--- Begin Information shown ---

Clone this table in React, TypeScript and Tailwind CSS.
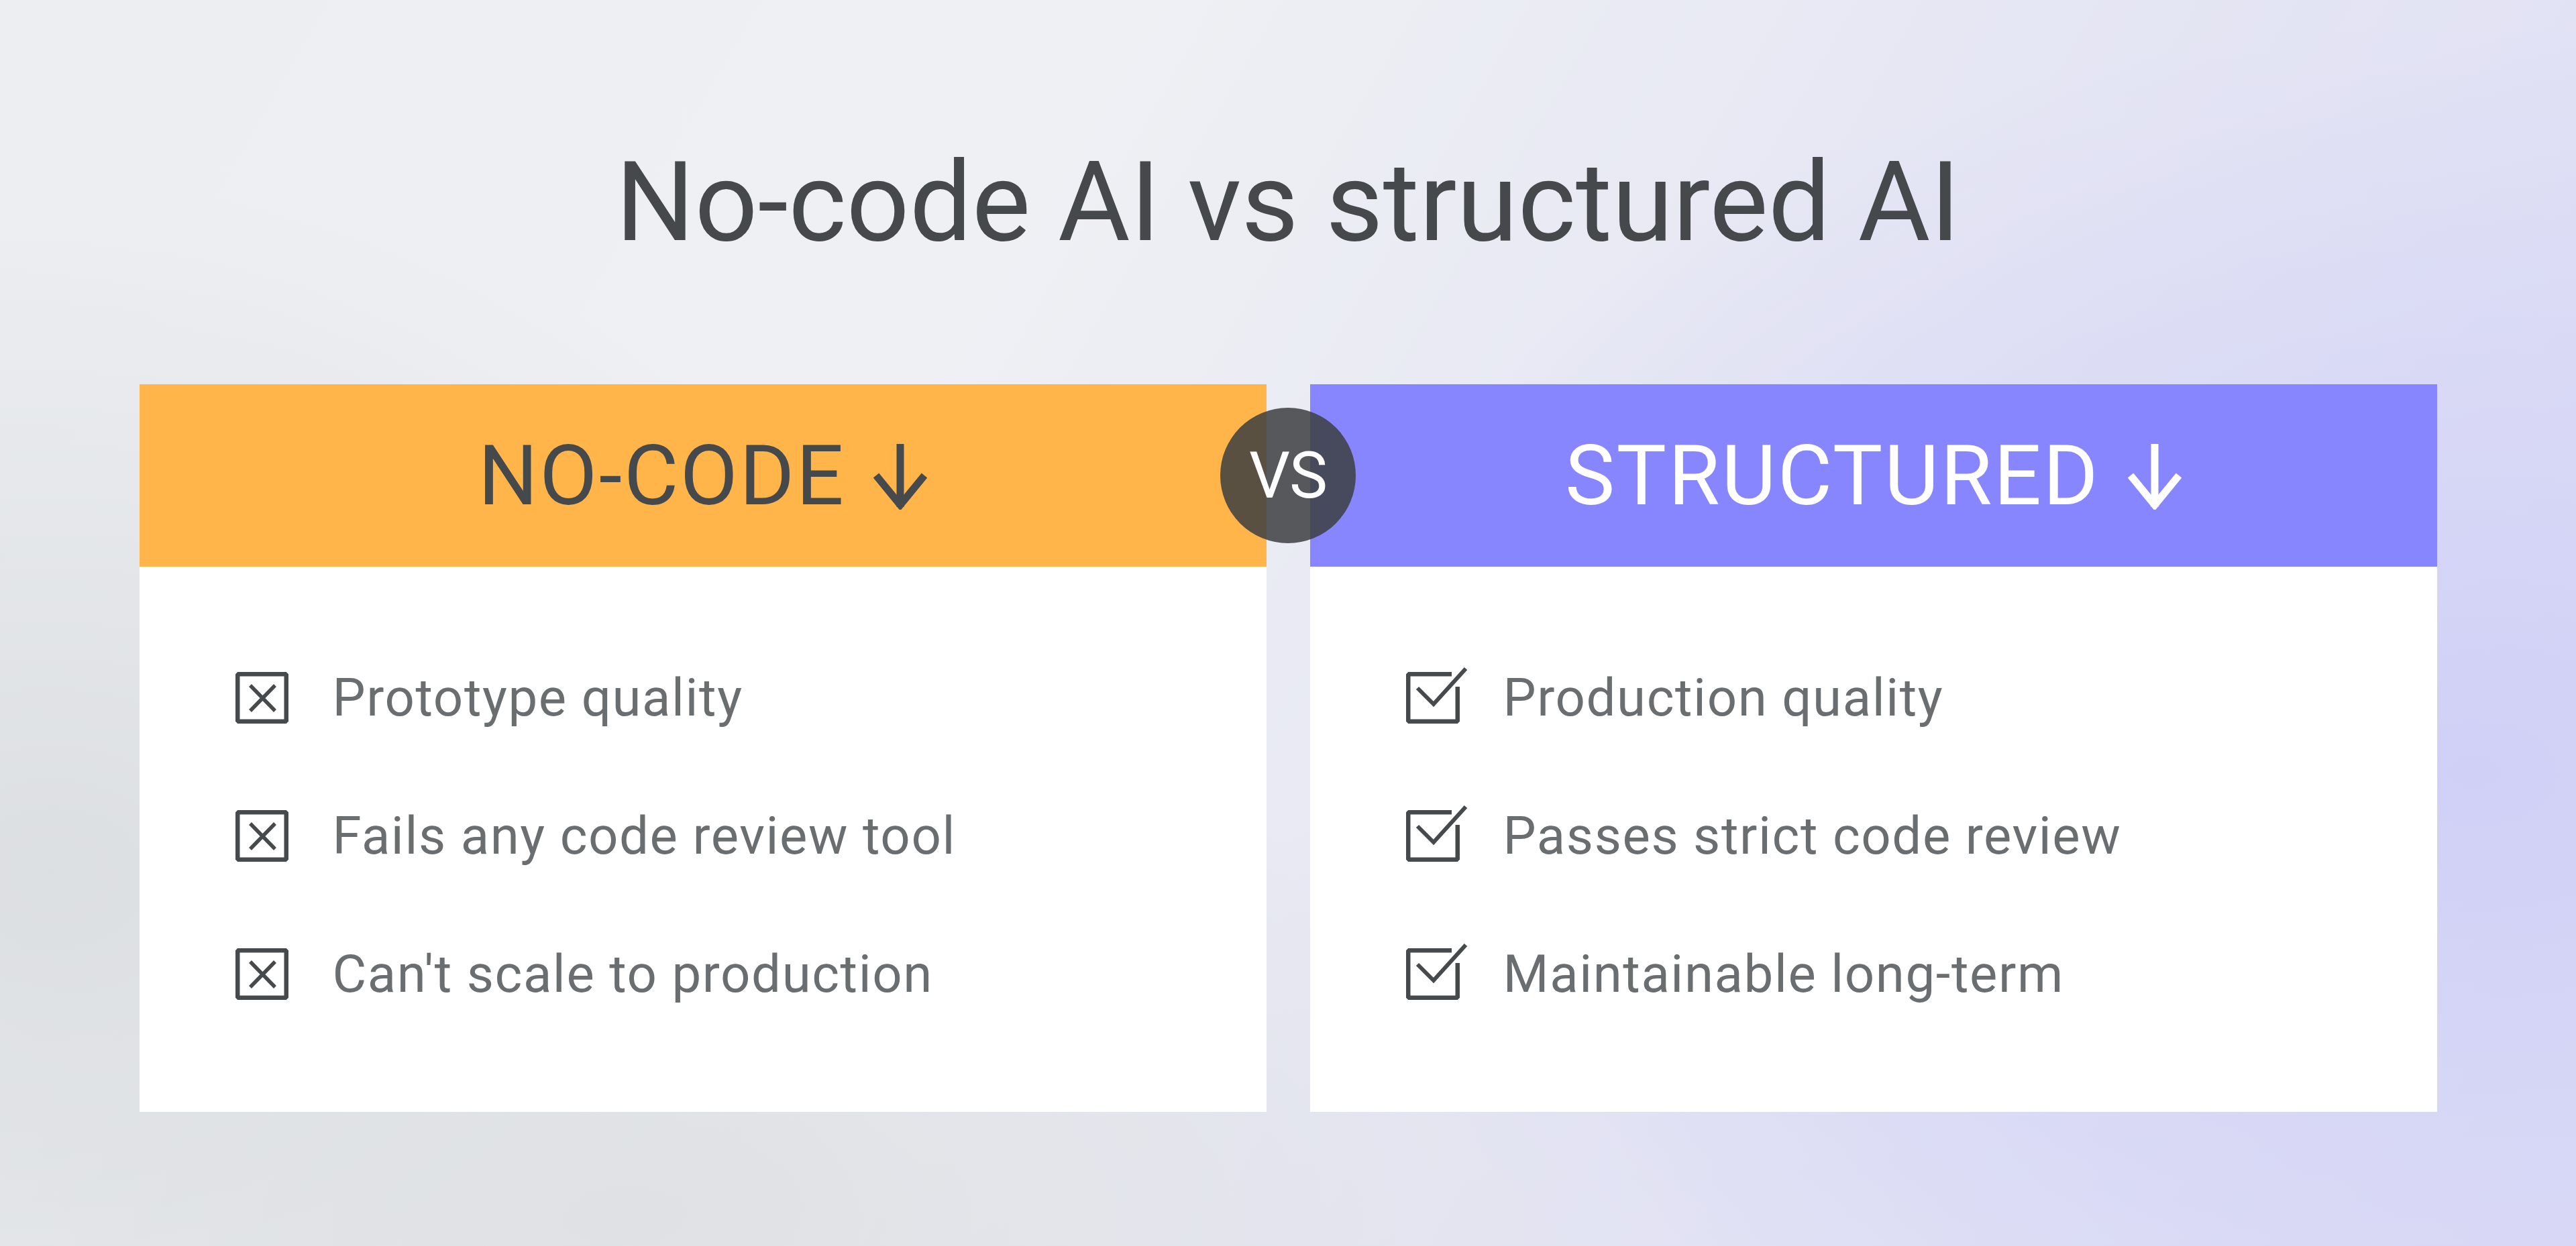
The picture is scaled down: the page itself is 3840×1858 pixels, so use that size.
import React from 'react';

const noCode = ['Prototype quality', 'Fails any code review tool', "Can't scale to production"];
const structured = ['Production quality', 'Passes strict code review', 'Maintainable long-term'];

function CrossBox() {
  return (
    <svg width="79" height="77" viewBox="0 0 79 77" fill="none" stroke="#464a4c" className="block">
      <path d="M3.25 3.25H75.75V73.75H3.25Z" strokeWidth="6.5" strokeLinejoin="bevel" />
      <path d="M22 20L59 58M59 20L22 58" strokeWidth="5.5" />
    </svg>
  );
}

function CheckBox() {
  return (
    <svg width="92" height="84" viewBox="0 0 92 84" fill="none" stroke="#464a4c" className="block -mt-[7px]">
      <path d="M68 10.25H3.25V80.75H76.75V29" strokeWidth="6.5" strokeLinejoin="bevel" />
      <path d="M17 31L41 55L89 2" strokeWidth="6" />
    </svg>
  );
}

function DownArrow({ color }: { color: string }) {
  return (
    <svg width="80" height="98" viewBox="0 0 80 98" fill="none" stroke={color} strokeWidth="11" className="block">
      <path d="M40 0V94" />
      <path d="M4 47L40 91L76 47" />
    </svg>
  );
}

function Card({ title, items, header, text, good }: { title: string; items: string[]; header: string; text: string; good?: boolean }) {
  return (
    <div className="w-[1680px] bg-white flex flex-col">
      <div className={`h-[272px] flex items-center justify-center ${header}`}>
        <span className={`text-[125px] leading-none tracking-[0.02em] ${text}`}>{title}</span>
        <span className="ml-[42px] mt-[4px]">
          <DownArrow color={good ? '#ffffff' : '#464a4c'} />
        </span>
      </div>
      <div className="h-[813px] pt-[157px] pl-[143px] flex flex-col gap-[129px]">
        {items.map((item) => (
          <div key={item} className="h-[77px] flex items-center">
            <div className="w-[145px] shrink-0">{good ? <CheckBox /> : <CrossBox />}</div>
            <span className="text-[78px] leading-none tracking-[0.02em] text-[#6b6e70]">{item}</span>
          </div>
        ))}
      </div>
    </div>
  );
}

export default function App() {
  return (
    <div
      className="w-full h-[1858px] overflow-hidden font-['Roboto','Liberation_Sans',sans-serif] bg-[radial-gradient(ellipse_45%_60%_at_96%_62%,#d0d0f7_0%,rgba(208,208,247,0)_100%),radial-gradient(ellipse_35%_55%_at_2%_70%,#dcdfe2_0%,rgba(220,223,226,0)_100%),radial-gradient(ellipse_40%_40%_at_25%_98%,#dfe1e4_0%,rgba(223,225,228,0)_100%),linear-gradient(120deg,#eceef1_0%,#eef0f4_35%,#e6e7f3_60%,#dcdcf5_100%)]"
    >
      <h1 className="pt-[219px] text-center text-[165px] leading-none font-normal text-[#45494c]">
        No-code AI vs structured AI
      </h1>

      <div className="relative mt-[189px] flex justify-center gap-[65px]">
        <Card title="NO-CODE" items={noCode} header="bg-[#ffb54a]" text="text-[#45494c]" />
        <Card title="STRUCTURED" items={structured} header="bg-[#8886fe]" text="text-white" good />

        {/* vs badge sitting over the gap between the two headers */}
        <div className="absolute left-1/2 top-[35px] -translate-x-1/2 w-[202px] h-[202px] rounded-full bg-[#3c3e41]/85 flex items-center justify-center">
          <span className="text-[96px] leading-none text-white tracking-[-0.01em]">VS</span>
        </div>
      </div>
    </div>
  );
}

--- End Information shown ---
--- Begin Information shown ---

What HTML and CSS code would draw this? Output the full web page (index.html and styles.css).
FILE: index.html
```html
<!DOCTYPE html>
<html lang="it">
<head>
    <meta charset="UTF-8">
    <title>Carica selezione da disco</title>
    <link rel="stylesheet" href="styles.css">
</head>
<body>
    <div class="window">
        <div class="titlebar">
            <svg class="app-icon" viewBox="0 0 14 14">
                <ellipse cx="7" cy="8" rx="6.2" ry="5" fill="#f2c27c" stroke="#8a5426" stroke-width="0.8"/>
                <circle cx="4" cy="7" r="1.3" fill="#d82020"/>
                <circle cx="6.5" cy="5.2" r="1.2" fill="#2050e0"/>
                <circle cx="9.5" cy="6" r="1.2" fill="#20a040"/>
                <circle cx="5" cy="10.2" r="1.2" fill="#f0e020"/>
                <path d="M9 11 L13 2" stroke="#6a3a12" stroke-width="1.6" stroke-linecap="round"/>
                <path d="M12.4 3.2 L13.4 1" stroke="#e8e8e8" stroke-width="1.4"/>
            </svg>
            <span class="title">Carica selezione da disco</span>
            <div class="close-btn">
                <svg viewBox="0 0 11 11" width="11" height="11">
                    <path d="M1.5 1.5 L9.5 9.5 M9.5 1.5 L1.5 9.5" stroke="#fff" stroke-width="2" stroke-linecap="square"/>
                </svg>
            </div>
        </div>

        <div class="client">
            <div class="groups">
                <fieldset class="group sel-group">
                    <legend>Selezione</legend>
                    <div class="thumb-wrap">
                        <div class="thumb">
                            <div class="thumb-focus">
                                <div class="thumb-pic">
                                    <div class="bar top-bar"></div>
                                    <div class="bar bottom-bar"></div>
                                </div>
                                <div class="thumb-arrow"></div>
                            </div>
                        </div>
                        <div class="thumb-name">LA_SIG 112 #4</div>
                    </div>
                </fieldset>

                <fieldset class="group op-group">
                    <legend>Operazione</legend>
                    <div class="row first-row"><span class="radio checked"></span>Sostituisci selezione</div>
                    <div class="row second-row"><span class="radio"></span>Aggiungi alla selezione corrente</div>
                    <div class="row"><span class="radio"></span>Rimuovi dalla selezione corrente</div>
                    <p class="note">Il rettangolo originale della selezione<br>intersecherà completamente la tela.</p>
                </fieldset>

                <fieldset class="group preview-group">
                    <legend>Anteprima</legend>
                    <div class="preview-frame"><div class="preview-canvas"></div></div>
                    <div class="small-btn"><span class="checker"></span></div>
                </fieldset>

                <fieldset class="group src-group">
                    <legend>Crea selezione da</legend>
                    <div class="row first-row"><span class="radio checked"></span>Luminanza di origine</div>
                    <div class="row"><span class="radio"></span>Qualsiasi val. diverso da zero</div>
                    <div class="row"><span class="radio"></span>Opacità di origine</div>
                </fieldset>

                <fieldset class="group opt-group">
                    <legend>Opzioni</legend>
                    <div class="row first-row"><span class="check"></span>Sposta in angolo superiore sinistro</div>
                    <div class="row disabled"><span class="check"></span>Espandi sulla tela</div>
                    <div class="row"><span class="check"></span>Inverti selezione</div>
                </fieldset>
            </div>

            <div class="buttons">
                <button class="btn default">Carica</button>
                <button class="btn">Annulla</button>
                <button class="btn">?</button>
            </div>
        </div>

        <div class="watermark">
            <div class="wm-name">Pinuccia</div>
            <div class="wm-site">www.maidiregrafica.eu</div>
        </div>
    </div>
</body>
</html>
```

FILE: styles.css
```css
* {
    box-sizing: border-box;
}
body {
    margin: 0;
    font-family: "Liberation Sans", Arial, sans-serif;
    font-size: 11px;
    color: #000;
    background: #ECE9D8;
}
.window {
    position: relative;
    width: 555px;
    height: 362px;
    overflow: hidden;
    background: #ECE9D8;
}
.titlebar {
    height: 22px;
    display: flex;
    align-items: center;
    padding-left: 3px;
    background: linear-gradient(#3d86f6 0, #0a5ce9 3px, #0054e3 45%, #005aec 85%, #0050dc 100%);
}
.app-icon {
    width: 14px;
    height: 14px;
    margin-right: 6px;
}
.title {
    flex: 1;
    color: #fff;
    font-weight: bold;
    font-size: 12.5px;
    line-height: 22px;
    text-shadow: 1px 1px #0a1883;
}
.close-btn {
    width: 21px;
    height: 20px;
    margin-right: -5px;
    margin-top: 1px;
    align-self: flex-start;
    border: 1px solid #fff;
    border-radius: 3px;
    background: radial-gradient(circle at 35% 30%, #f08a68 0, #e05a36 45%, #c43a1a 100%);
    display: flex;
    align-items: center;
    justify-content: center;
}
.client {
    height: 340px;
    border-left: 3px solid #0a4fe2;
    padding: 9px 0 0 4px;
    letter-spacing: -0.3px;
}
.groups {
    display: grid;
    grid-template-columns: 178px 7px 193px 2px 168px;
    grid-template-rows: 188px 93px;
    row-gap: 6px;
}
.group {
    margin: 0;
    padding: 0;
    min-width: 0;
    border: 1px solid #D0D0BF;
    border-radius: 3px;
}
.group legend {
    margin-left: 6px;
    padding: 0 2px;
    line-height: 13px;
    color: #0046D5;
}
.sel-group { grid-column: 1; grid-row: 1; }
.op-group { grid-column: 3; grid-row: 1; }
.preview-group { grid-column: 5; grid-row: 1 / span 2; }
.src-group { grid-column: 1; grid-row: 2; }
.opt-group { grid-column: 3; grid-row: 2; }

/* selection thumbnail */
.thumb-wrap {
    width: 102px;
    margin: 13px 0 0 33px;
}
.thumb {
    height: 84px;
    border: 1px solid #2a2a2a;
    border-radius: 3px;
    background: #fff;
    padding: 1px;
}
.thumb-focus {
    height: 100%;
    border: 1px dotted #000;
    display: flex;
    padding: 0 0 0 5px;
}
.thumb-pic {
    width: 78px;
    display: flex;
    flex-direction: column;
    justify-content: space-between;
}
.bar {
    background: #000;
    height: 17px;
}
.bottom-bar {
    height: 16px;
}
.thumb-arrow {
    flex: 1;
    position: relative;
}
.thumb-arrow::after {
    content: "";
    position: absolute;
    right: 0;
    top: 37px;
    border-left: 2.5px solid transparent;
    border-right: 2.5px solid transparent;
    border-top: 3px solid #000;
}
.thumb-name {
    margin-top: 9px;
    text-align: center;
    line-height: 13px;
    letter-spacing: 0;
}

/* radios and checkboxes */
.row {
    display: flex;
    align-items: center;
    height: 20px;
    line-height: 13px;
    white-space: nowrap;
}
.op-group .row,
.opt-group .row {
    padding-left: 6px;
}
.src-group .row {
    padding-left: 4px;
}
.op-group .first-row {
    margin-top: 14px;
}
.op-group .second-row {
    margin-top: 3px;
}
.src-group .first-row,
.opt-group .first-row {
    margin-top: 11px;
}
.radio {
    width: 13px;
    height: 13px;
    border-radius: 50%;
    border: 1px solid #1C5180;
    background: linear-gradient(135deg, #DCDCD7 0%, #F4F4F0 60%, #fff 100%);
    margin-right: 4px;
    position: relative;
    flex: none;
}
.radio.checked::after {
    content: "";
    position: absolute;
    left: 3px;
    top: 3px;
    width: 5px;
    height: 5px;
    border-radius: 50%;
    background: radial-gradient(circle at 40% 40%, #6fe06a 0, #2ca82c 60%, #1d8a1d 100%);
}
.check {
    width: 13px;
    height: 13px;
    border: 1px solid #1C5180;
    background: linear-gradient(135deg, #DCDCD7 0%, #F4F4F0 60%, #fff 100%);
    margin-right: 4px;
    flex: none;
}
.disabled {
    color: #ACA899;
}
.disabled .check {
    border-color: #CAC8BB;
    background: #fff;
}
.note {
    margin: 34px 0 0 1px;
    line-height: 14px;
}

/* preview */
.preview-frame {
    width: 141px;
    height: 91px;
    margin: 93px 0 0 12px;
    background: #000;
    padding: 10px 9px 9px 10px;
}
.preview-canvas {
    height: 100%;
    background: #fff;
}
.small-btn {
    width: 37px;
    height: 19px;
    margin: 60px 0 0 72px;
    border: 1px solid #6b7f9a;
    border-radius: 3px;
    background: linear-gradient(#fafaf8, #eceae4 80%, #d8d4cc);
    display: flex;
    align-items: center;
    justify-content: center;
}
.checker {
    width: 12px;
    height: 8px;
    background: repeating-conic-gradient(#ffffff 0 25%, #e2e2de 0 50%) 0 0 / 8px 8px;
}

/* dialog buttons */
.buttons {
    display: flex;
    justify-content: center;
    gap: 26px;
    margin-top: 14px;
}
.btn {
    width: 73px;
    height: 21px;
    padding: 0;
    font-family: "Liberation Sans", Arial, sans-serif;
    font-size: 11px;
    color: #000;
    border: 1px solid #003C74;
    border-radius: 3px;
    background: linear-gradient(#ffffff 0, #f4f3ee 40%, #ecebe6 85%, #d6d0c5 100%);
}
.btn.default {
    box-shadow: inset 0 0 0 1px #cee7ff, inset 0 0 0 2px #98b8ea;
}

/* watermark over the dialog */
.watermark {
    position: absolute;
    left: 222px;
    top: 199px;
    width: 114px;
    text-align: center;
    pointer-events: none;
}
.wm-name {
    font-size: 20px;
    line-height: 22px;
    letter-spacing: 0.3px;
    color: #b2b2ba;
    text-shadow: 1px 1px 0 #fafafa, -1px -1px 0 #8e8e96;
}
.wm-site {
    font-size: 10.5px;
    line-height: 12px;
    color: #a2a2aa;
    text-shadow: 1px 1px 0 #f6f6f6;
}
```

--- End Information shown ---
--- Begin Information shown ---

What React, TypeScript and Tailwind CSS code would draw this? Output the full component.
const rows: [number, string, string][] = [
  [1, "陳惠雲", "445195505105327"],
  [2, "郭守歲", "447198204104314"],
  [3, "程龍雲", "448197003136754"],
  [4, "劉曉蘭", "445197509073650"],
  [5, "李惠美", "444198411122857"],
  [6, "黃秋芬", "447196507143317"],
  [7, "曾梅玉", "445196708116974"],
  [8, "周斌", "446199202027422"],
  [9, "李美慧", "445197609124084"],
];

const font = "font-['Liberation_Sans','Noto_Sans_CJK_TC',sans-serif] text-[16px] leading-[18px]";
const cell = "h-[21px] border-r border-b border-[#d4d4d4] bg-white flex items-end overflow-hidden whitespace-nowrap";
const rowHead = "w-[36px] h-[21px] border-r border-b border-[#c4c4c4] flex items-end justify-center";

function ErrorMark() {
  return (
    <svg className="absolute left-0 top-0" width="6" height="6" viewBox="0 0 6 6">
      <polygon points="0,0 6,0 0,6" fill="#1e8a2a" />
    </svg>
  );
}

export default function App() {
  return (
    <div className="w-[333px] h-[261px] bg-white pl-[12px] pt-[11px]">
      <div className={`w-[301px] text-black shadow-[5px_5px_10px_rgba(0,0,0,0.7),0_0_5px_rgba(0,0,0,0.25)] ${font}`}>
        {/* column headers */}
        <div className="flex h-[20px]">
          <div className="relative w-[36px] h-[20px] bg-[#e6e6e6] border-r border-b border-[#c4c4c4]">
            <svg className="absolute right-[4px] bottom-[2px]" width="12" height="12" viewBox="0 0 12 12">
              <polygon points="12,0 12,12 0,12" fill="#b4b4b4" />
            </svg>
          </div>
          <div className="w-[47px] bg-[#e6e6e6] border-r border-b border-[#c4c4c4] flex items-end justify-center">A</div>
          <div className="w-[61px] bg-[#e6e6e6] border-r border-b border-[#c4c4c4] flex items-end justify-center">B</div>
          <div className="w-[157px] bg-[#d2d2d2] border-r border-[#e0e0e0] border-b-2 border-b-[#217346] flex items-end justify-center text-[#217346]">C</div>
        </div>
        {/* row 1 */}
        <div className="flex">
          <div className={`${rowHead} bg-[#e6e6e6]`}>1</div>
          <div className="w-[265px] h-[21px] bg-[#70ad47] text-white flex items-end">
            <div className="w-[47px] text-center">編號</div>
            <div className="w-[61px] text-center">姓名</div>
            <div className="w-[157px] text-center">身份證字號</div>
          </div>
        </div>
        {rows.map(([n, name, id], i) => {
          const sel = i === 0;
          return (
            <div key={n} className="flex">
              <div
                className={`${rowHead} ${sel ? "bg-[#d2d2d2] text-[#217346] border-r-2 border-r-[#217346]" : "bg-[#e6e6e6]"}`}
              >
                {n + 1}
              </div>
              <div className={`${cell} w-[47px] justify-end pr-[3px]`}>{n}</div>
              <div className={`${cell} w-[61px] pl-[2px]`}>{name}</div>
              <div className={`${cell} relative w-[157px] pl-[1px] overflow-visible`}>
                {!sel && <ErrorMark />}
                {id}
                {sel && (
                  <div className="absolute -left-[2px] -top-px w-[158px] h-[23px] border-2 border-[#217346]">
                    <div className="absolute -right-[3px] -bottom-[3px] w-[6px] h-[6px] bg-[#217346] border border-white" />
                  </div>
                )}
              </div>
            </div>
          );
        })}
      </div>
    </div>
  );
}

--- End Information shown ---

Task description:
Pictures do not belong in the copy. Reproduce exactly the lines from the one with "Clone this table" to the one with "const structured = ['Production", both lines included.

Full answer:
Clone this table in React, TypeScript and Tailwind CSS.
The picture is scaled down: the page itself is 3840×1858 pixels, so use that size.
import React from 'react';

const noCode = ['Prototype quality', 'Fails any code review tool', "Can't scale to production"];
const structured = ['Production quality', 'Passes strict code review', 'Maintainable long-term'];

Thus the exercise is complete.